The Beatles were wild men in their early days. It was Brian Epstein who put them in suits, signed them to a personal management contract and, after they failed multiple record company auditions, including Decca who would sign the Rolling Stones, they were signed to the comic label of EMI records and produced by comedy music producer George Martin, who had recorded the Goon Show with Peter Sellars.

It took a while for Harrison to catch up to the songwriting talents of Lennon McCarney, but he had originals on almost every one of their records starting with “Don’t Bother Me” on With the Beatles, released in America as Meet the Beatles.
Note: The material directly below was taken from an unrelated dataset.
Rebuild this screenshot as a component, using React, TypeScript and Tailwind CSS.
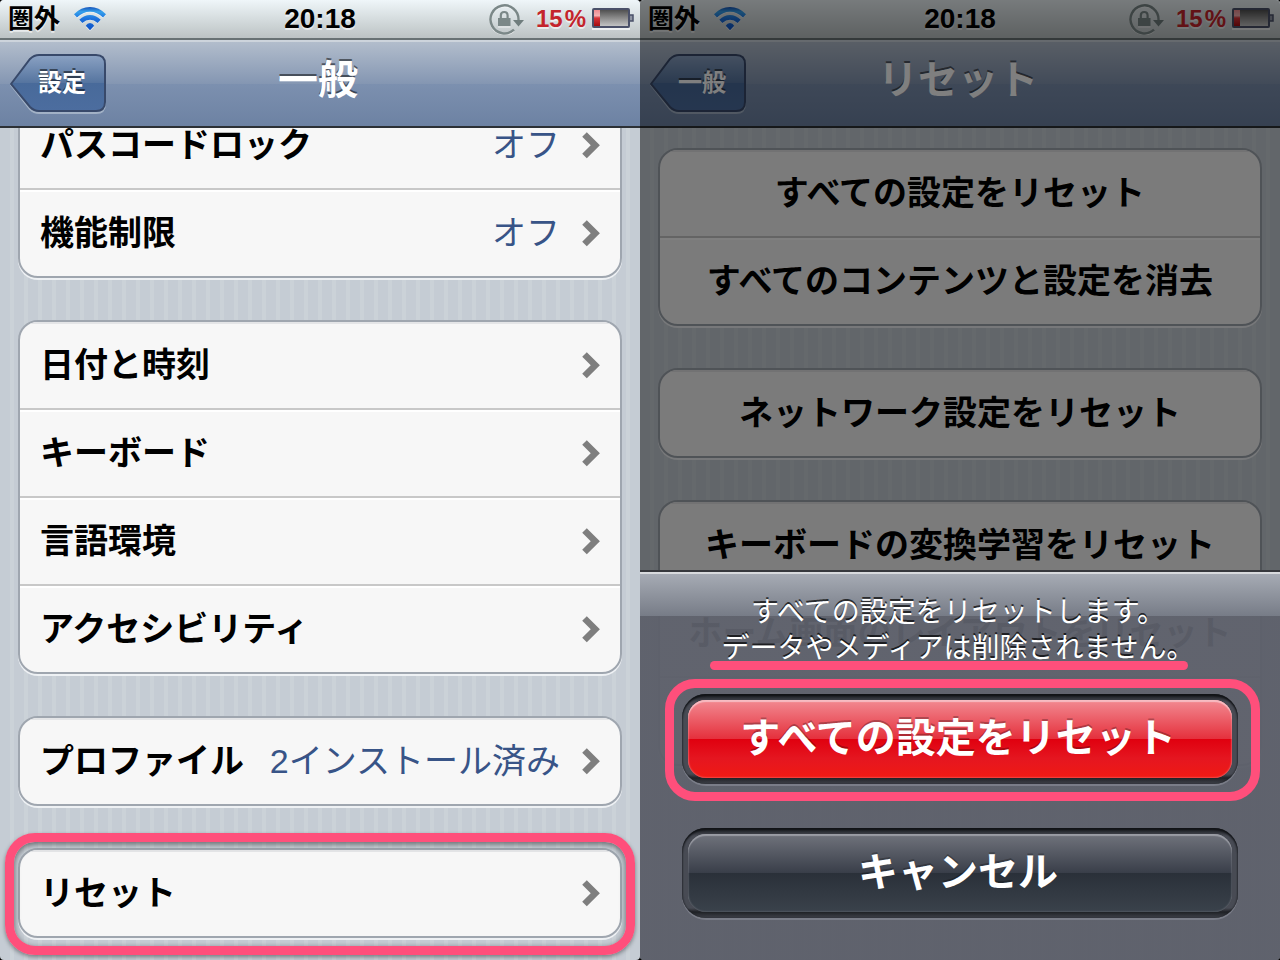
import type { ReactNode } from 'react';
import clsx from 'clsx';

interface SettingItem {
  label: string;
  value?: string;
}

const generalGroups: SettingItem[][] = [
  [
    { label: 'パスコードロック', value: 'オフ' },
    { label: '機能制限', value: 'オフ' },
  ],
  [{ label: '日付と時刻' }, { label: 'キーボード' }, { label: '言語環境' }, { label: 'アクセシビリティ' }],
  [{ label: 'プロファイル', value: '2インストール済み' }],
  [{ label: 'リセット' }],
];

const resetGroups = [
  ['すべての設定をリセット', 'すべてのコンテンツと設定を消去'],
  ['ネットワーク設定をリセット'],
  ['キーボードの変換学習をリセット', 'ホーム画面のレイアウトをリセット', ''],
];

const WifiIcon = () => (
  <svg className="w-8 h-6" viewBox="0 0 32 24" fill="none">
    <defs>
      <linearGradient id="wifi" x1="0" y1="0" x2="0" y2="24" gradientUnits="userSpaceOnUse">
        <stop offset="0" stopColor="#1552b8" />
        <stop offset="0.2" stopColor="#35a0ec" />
        <stop offset="0.5" stopColor="#1c70dc" />
        <stop offset="1" stopColor="#0b4fc4" />
      </linearGradient>
    </defs>
    <g transform="translate(0 1)" opacity="0.8" stroke="#fff" strokeWidth="4.5">
      <path d="M1.8 8.6Q16-4.600 30.200 8.600" />
      <path d="M7 13.800Q16 5.400 25 13.800" />
      <path d="M12 19Q16 14.500 20 19L16 23Z" fill="#fff" stroke="none" />
    </g>
    <path d="M0 7.300Q7 0 16 0T32 7.300L29 10.500Q23 4.800 16 4.800T3 10.500Z" fill="url(#wifi)" />
    <path d="M5.300 12.700Q10 8 16 8T26.700 12.700L23.600 15.900Q20 12.700 16 12.700T8.400 15.900Z" fill="url(#wifi)" />
    <path d="M11.800 18.800Q13.300 16 16 16T20.200 18.800L16 23.300Z" fill="url(#wifi)" />
  </svg>
);

const RotationLockIcon = () => (
  <svg className="w-9 h-8" viewBox="0 0 36 32" fill="none">
    <path d="M25.500 27.700A14 14 0 1 1 30.500 18" stroke="#fff" strokeWidth="2.500" opacity="0.7" />
    <path d="M26 26.700A14 14 0 1 1 30.500 17" stroke="#7b8888" strokeWidth="2.500" />
    <path d="M25 17H36L30.500 23.500Z" fill="#6f7d7d" />
    <path d="M12.800 15V12.500Q12.800 9 16.200 9T19.600 12.500V15" stroke="#7b8888" strokeWidth="2.200" />
    <rect x="10" y="15" width="12.500" height="8" fill="#7b8888" />
    <path d="M10 24H22.500" stroke="#fff" opacity="0.7" />
  </svg>
);

const BatteryIcon = () => (
  <svg className="w-[42px] h-[22px]" viewBox="0 0 42 22">
    <defs>
      <linearGradient id="cell" x1="0" y1="0" x2="0" y2="1">
        <stop offset="0" stopColor="#4a4a4a" />
        <stop offset="0.45" stopColor="#858585" />
        <stop offset="1" stopColor="#cacaca" />
      </linearGradient>
      <linearGradient id="charge" x1="0" y1="0" x2="0" y2="1">
        <stop offset="0" stopColor="#f08a8f" />
        <stop offset="0.35" stopColor="#f3b0b3" />
        <stop offset="0.5" stopColor="#d8343a" />
        <stop offset="1" stopColor="#a30c10" />
      </linearGradient>
    </defs>
    <rect x="0" y="20" width="38" height="2" fill="#fff" opacity="0.7" />
    <rect x="1" y="1" width="36" height="18" rx="1" fill="url(#cell)" stroke="#4a5069" strokeWidth="2" />
    <rect x="2" y="2" width="6" height="16" fill="url(#charge)" />
    <path d="M38 7H41V13H38" fill="#8f95a3" stroke="#4a5069" strokeWidth="1.500" />
  </svg>
);

const Chevron = () => (
  <svg className="w-[18px] h-7 shrink-0" viewBox="0 0 18 28" fill="none" aria-hidden="true">
    <path d="M2.500 3.500L13.300 14.200L2.500 25" stroke="#7e7e7e" strokeWidth="6.500" />
  </svg>
);

const StatusBar = () => (
  <header className="grid grid-cols-[1fr_auto_1fr] items-center h-10 px-2 border-b-2 border-[#687274] bg-linear-to-b from-[#eff6f9] to-[#bcc3c4] text-black">
    <div className="flex items-center gap-3.5">
      <span className="text-[26px] leading-8 font-bold [text-shadow:0_2px_0_#ffffff99]">圏外</span>
      <WifiIcon />
    </div>
    <span className="text-[28px] leading-8 font-bold [text-shadow:0_2px_0_#ffffff99]">20:18</span>
    <div className="flex items-center justify-end -mr-0.5">
      <RotationLockIcon />
      <span className="ml-3 mr-1.5 text-[24px] leading-8 font-bold text-[#c4242b] [text-shadow:0_2px_0_#ffffff99]">
        15<span className="ml-0.5">%</span>
      </span>
      <BatteryIcon />
    </div>
  </header>
);

const NavBar = ({ back, title }: { back: string; title: string }) => (
  <nav className="grid grid-cols-[1fr_auto_1fr] items-center h-22 px-2.5 border-t-2 border-b-2 border-t-[#cdd4dc] border-b-[#2c3035] bg-[linear-gradient(#b2bdcc,#8496b2_50%,#7c90af_50%,#6d82a3)] text-white">
    <button type="button" className="relative w-24 h-[60px] pl-2 pb-0.5 text-[24px] leading-8 font-bold [text-shadow:0_-2px_0_#00000080]">
      <svg className="absolute inset-0 w-24 h-[60px]" viewBox="0 0 96 60" fill="none" aria-hidden="true">
        <defs>
          <linearGradient id="back" x1="0" y1="0" x2="0" y2="1">
            <stop offset="0" stopColor="#8ba2c3" />
            <stop offset="0.5" stopColor="#55749f" />
            <stop offset="0.5" stopColor="#486a9a" />
            <stop offset="1" stopColor="#4c6d9f" />
          </linearGradient>
        </defs>
        <path d="M1 31L20 6Q24 2 29 2H86Q95 2 95 11V50Q95 59 86 59H29Q24 59 20 55Z" stroke="#c3cedb" strokeWidth="2" opacity="0.6" />
        <path d="M1 30L20 5Q24 1 29 1H86Q95 1 95 10V48Q95 57 86 57H29Q24 57 20 53Z" fill="url(#back)" stroke="#38496a" strokeWidth="2" />
      </svg>
      <span className="relative">{back}</span>
    </button>
    <h1 className="pr-1 pb-2 text-[40px] leading-12 font-bold [text-shadow:0_-2px_0_#00000080]">{title}</h1>
  </nav>
);

const Group = ({ children, highlighted }: { children: ReactNode; highlighted?: boolean }) => (
  <div className="relative">
    {highlighted && (
      <div className="absolute -top-[15px] -bottom-[17px] -inset-x-[13px] rounded-[30px] border-9 border-[#ff4f7b] shadow-[0_2px_4px_#0006,inset_0_2px_6px_#0008] pointer-events-none" />
    )}
    <ul className="rounded-[20px] border-2 border-[#9fa6af] bg-[#f7f7f7] overflow-hidden shadow-[0_2px_0_#eef1f4]">{children}</ul>
  </div>
);

const rowClass =
  'flex items-center w-full h-[86px] px-5 pb-0.5 text-[34px] leading-10 font-bold text-black whitespace-nowrap border-t-2 border-white';
const itemClass = 'border-b-2 border-[#c8c8c8] last:border-b-0 first:[&>button]:border-t-[#e4e5e7]';
const pageClass = 'flex flex-col gap-[42px] px-[18px]';
const stripes = 'bg-[repeating-linear-gradient(to_right,#c5ccd4_0_10px,#cbd2d8_10px_14px)]';

const GeneralScreen = () => (
  <section className={clsx('flex flex-col rounded-sm overflow-hidden', stripes)}>
    <StatusBar />
    <NavBar back="設定" title="一般" />
    <main className="flex-1 overflow-hidden">
      <div className={clsx(pageClass, '-mt-7')}>
        {generalGroups.map((group, i) => (
          <Group key={i} highlighted={i === generalGroups.length - 1}>
            {group.map((item) => (
              <li key={item.label} className={itemClass}>
                <button type="button" className={rowClass}>
                  <span className="flex-1 text-left">{item.label}</span>
                  {item.value && <span className="mr-0.5 font-normal text-[#385487]">{item.value}</span>}
                  <span className="ml-5">
                    <Chevron />
                  </span>
                </button>
              </li>
            ))}
          </Group>
        ))}
      </div>
    </main>
  </section>
);

const SheetButton = ({ label, danger }: { label: string; danger?: boolean }) => (
  <button
    type="button"
    className="block w-full p-1.5 rounded-[24px] bg-[linear-gradient(#17191d,#484b54_8px,#484b54_80px,#1f2125_84px,#41444c)] shadow-[0_2px_0_#7a7d88,inset_0_2px_2px_#111317,inset_0_0_2px_#1c1e22]"
  >
    <span
      className={clsx(
        'flex items-center justify-center h-[78px] pr-1 pb-0.5 rounded-[18px] text-[40px] leading-12 font-bold text-white [text-shadow:0_-2px_0_#00000040]',
        danger
          ? 'bg-[linear-gradient(#f28a92,#e5303c_50%,#e0000f_50%,#e51620_75%,#f01a14)] shadow-[inset_0_2px_1px_#f7bcc2,inset_0_0_2px_#f7a0a8]'
          : 'bg-[linear-gradient(#70737c,#393e49_50%,#2a3039_50%,#3a424b)] shadow-[inset_0_2px_1px_#9a9ca4,inset_0_0_2px_#7a7d86]',
      )}
    >
      {label}
    </span>
  </button>
);

const ActionSheet = () => (
  <div className="absolute inset-x-0 bottom-0 border-t-2 border-[#36383c]">
    <div className="px-[42px] pt-[23px] pb-[42px] bg-[linear-gradient(#d8dadd_0_2px,#a6abb4_2px,#777c87_44px,#5f626dee_44px)]">
      <p className="relative pr-1 pb-[27px] text-center text-[28px] leading-9 text-white [text-shadow:0_-2px_0_#000000b3] whitespace-nowrap">
        すべての設定をリセットします。
        <br />
        データやメディアは削除されません。
        <span className="absolute left-7 right-[50px] bottom-6 h-[9px] rounded-full bg-[#ff4f7b]" />
      </p>
      <div className="flex flex-col gap-11">
        <div className="relative">
          <div className="absolute -top-[15px] -bottom-[17px] -left-[17px] -right-[22px] rounded-[30px] border-9 border-[#ff4f7b] pointer-events-none" />
          <SheetButton label="すべての設定をリセット" danger />
        </div>
        <SheetButton label="キャンセル" />
      </div>
    </div>
  </div>
);

const ResetScreen = () => (
  <section className={clsx('relative flex flex-col rounded-sm overflow-hidden', stripes)}>
    <StatusBar />
    <NavBar back="一般" title="リセット" />
    <main className={clsx(pageClass, 'flex-1 pt-5')}>
      {resetGroups.map((group, i) => (
        <Group key={i}>
          {group.map((label, j) => (
            <li key={j} className={itemClass}>
              <button type="button" className={clsx(rowClass, 'justify-center')}>
                {label}
              </button>
            </li>
          ))}
        </Group>
      ))}
    </main>
    <div className="absolute inset-0 bg-black/50" />
    <ActionSheet />
  </section>
);

const App = () => (
  <div
    lang="ja"
    className="grid grid-cols-2 min-h-screen bg-black font-['Liberation_Sans','Noto_Sans_CJK_JP',sans-serif]"
  >
    <GeneralScreen />
    <ResetScreen />
  </div>
);

export default App;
But Harrison’s guitar often transported the bare-boned lyrics and chords that came into EMI studios on Abbey Road into new realms.
Harrison’s songs were at turns thoughtful, satiric, progressive and beautiful. Frank Sinatra called Harrison’s “Something” the best Lennon-McCartney song ever written. Thanks Frank, said the ever-sardonic George.


Harrison’s All Things Must Pass, a massive three-album solo record, showed how many songs, licks and jams George had up his corduroy sleeves.

George Harrison invented the benefit concert with his relief concert and album “The Concert for Bangladesh.” He had been told of massive famine caused by flooding in India by his friend Ravi Shankar and immediately wanted to know how to help.

George Harrison started HandMade Films for the sole purpose of seeing Monty Python’s The Life of Brian. The film company would go on to produce other classics like “Time Bandits,” “Whitnail and I” and “The Long Good Friday” before it was sold, when it would then release “Lock, Stock and Two Smoking Barrels.”

Harrison formed The Traveling Wilburys with his friends Bob Dylan, Tom Petty, Roy Orbison and Jeff Lynn. The band would put out two albums, Volume I and Volume III.

Ever the natural comedian, George Harrison wanted to collect a full $3,600 from Lorne Michaels who offered the Fabs the money to fully reunite.

Harrison’s last album “Brainwashed,” included his son Dhani Harrison on guitar. They reproduced some Harrison classics as bonus songs.